> **Direction**
Return the first line, the line containing "import React from", and every line between them, exactly as they stand.

######

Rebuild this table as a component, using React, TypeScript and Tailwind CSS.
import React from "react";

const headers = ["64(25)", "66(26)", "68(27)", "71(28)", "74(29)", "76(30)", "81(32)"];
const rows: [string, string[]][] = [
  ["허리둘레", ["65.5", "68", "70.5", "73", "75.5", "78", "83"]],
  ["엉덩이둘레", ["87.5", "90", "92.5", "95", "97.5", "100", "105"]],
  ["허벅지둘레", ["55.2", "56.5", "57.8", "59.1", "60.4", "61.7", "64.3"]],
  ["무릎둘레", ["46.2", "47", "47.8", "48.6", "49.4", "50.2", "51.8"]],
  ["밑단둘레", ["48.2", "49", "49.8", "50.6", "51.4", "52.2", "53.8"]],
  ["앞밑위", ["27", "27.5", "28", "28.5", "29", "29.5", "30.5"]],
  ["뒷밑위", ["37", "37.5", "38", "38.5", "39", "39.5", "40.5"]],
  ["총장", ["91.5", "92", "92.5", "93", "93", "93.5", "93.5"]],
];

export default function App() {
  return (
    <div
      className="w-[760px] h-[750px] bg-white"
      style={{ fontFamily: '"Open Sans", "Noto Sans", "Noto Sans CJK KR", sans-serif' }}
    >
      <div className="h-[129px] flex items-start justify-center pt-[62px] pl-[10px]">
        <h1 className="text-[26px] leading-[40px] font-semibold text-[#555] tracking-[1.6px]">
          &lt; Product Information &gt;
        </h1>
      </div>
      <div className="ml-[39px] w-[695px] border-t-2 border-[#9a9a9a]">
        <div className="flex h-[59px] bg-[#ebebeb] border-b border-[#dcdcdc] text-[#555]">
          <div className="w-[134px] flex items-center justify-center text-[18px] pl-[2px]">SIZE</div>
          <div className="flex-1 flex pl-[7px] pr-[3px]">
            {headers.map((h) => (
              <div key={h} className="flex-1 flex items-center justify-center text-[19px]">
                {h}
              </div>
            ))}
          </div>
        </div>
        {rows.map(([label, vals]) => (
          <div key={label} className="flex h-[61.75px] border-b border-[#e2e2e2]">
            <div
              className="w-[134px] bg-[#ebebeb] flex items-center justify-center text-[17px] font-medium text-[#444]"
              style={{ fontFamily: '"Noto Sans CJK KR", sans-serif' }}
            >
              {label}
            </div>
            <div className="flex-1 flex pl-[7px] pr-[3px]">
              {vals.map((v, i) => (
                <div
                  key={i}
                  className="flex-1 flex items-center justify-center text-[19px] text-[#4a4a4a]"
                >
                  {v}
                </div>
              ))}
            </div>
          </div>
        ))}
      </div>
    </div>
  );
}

######

> **Reply to the task**
Rebuild this table as a component, using React, TypeScript and Tailwind CSS.
import React from "react";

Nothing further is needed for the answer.